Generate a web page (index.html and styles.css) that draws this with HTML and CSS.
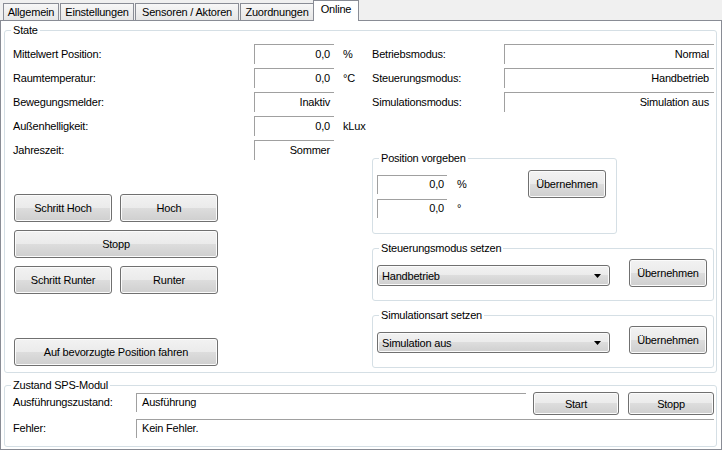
FILE: index.html
```html
<!DOCTYPE html>
<html lang="de">
<head>
<meta charset="utf-8">
<title>Online</title>
<link rel="stylesheet" href="styles.css">
</head>
<body>
<div class="window">
  <div class="tabstrip">
    <div class="tab t1">Allgemein</div>
    <div class="tab t2">Einstellungen</div>
    <div class="tab t3">Sensoren / Aktoren</div>
    <div class="tab t4">Zuordnungen</div>
    <div class="tab t5 active">Online</div>
  </div>
  <div class="panel">
    <fieldset class="group state">
      <legend>State</legend>
      <div class="state-body">
        <div class="col-left">
          <div class="rows">
            <div class="row"><span class="lbl">Mittelwert Position:</span><span class="field num">0,0</span><span class="unit">%</span></div>
            <div class="row"><span class="lbl">Raumtemperatur:</span><span class="field num">0,0</span><span class="unit">°C</span></div>
            <div class="row"><span class="lbl">Bewegungsmelder:</span><span class="field num">Inaktiv</span></div>
            <div class="row"><span class="lbl">Außenhelligkeit:</span><span class="field num">0,0</span><span class="unit">kLux</span></div>
            <div class="row"><span class="lbl">Jahreszeit:</span><span class="field num">Sommer</span></div>
          </div>
          <div class="btn-grid">
            <button class="btn">Schritt Hoch</button>
            <button class="btn">Hoch</button>
            <button class="btn wide">Stopp</button>
            <button class="btn">Schritt Runter</button>
            <button class="btn">Runter</button>
          </div>
          <button class="btn pref">Auf bevorzugte Position fahren</button>
        </div>
        <div class="col-right">
          <div class="rows">
            <div class="row"><span class="lbl">Betriebsmodus:</span><span class="field num">Normal</span></div>
            <div class="row"><span class="lbl">Steuerungsmodus:</span><span class="field num">Handbetrieb</span></div>
            <div class="row"><span class="lbl">Simulationsmodus:</span><span class="field num">Simulation aus</span></div>
          </div>
          <fieldset class="group pos">
            <legend>Position vorgeben</legend>
            <div class="sub-body">
              <div class="inputs">
                <div class="in-row"><span class="field num small">0,0</span><span class="unit">%</span></div>
                <div class="in-row"><span class="field num small">0,0</span><span class="unit">°</span></div>
              </div>
              <button class="btn apply">Übernehmen</button>
            </div>
          </fieldset>
          <fieldset class="group mode">
            <legend>Steuerungsmodus setzen</legend>
            <div class="sub-body">
              <div class="combo"><span>Handbetrieb</span><svg class="arrow" width="7" height="4" viewBox="0 0 7 4"><polygon points="0,0 7,0 3.5,4" fill="#000"/></svg></div>
              <button class="btn apply">Übernehmen</button>
            </div>
          </fieldset>
          <fieldset class="group mode sim">
            <legend>Simulationsart setzen</legend>
            <div class="sub-body">
              <div class="combo"><span>Simulation aus</span><svg class="arrow" width="7" height="4" viewBox="0 0 7 4"><polygon points="0,0 7,0 3.5,4" fill="#000"/></svg></div>
              <button class="btn apply">Übernehmen</button>
            </div>
          </fieldset>
        </div>
      </div>
    </fieldset>
    <fieldset class="group plc">
      <legend>Zustand SPS-Modul</legend>
      <div class="plc-body">
        <div class="plc-row first">
          <span class="lbl">Ausführungszustand:</span>
          <span class="field txt short">Ausführung</span>
          <button class="btn small-btn start">Start</button>
          <button class="btn small-btn stop">Stopp</button>
        </div>
        <div class="plc-row second">
          <span class="lbl">Fehler:</span>
          <span class="field txt long">Kein Fehler.</span>
        </div>
      </div>
    </fieldset>
  </div>
</div>
</body>
</html>
```

FILE: styles.css
```css
* { box-sizing: border-box; }
html, body { margin: 0; padding: 0; }
body {
  width: 722px;
  height: 450px;
  overflow: hidden;
  background: #f0f0f0;
  font-family: "Liberation Sans", Arial, sans-serif;
  font-size: 11px;
  letter-spacing: -0.2px;
  color: #000;
}

/* Tabs */
.tabstrip {
  display: flex;
  align-items: flex-end;
  height: 20px;
  padding-left: 3px;
  position: relative;
  z-index: 1;
}
.tab {
  height: 17px;
  border: 1px solid #898c95;
  border-bottom: none;
  background: linear-gradient(#f7f7f7, #e6e6e6);
  text-align: center;
  line-height: 16px;
  margin-right: 1px;
  white-space: nowrap;
}
.t1 { width: 56px; }
.t2 { width: 74px; }
.t3 { width: 104px; }
.t4 { width: 74px; margin-right: -1px; }
.tab.active {
  width: 46px;
  height: 21px;
  margin-bottom: -1px;
  background: #fff;
  line-height: 17px;
}

/* Panel */
.panel {
  height: 430px;
  border: 1px solid #898c95;
  background: #fff;
  overflow: hidden;
}

.group {
  padding: 0;
  min-width: 0;
  border: 1px solid #d5dfe5;
  border-radius: 3px;
}
legend {
  padding: 0 2px;
  margin-left: 6px;
  height: 13px;
  line-height: 13px;
  white-space: nowrap;
}

.group.state { margin: 3px 4px 0 3px; }
.state-body {
  display: flex;
  padding: 7px 2px 4px 8px;
}
.col-left {
  width: 359px;
  display: flex;
  flex-direction: column;
  align-items: flex-start;
}
.col-right {
  flex: 1;
  display: flex;
  flex-direction: column;
}

.rows {
  display: flex;
  flex-direction: column;
  gap: 4px;
}
.row {
  display: flex;
  height: 20px;
  line-height: 20px;
  white-space: nowrap;
}
.col-left .lbl { width: 241px; }
.col-right .lbl { width: 132px; }

.field {
  display: block;
  height: 20px;
  line-height: 18px;
  border-top: 1px solid #a0a0a0;
  border-left: 1px solid #a0a0a0;
  background: #fff;
  white-space: nowrap;
}
.num { text-align: right; }
.col-left .row .field { width: 80px; padding-right: 4px; }
.col-right .row .field { width: 210px; padding-right: 5px; }
.col-left .unit { margin-left: 9px; }

/* Buttons */
.btn {
  display: block;
  padding: 0;
  margin: 0;
  font: inherit;
  letter-spacing: inherit;
  color: #000;
  border: 1px solid #707070;
  border-radius: 3px;
  background: linear-gradient(#f2f2f2 0%, #ebebeb 50%, #dddddd 50%, #cfcfcf 100%);
  box-shadow: inset 0 0 0 1px #fbfbfb;
  white-space: nowrap;
}
.btn-grid {
  display: grid;
  grid-template-columns: 98px 98px;
  grid-auto-rows: 28px;
  gap: 8px;
  margin: 34px 0 0 1px;
}
.btn-grid .wide { grid-column: 1 / span 2; }
.btn.pref {
  width: 204px;
  height: 28px;
  margin: 44px 0 0 1px;
}

/* Sub groups */
.group.pos { width: 245px; margin: 40px 0 0 0; }
.pos .sub-body {
  display: flex;
  align-items: flex-start;
  padding: 0 10px 15px 4px;
}
.inputs {
  display: flex;
  flex-direction: column;
  gap: 5px;
  margin-top: 10px;
}
.in-row {
  display: flex;
  height: 19px;
  line-height: 19px;
}
.field.small {
  width: 70px;
  height: 19px;
  line-height: 17px;
  padding-right: 3px;
}
.in-row .unit { margin-left: 10px; }
.btn.apply {
  width: 78px;
  height: 28px;
  margin-left: auto;
}
.pos .btn.apply { margin-top: 5px; }

.group.mode { margin: 8px 0 0 0; }
.mode .sub-body {
  display: flex;
  align-items: flex-start;
  padding: 0 6px 13px 4px;
}
.mode .btn.apply { margin-top: 4px; }
.combo {
  width: 233px;
  height: 21px;
  margin-top: 10px;
  display: flex;
  align-items: center;
  justify-content: space-between;
  padding-left: 4px;
  border: 1px solid #707070;
  border-radius: 3px;
  background: linear-gradient(#f2f2f2 0%, #ebebeb 50%, #dddddd 50%, #cfcfcf 100%);
  box-shadow: inset 0 0 0 1px #fbfbfb;
  white-space: nowrap;
}
.arrow { display: block; margin-right: 8px; }

/* PLC group */
.group.plc { margin: 6px 4px 0 3px; }
.plc-body { padding: 0 2px 8px 8px; }
.plc-row {
  display: flex;
  align-items: flex-start;
  white-space: nowrap;
}
.plc-row .lbl {
  width: 123px;
  height: 19px;
  line-height: 19px;
}
.plc-row.first .lbl,
.plc-row.first .field { margin-top: 1px; }
.plc-row.second { margin-top: 4px; }
.field.txt {
  height: 19px;
  line-height: 17px;
  padding-left: 5px;
}
.field.short { width: 390px; }
.field.long { width: 578px; }
.btn.small-btn { width: 86px; height: 23px; }
.btn.start { margin-left: 7px; }
.btn.stop { margin-left: 9px; }
```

> [WHAT THIS TASK INVOLVES]: Count every line in the listing above that holds "index", then report only the count.

> [RESPONSE TO THIS TASK]: 3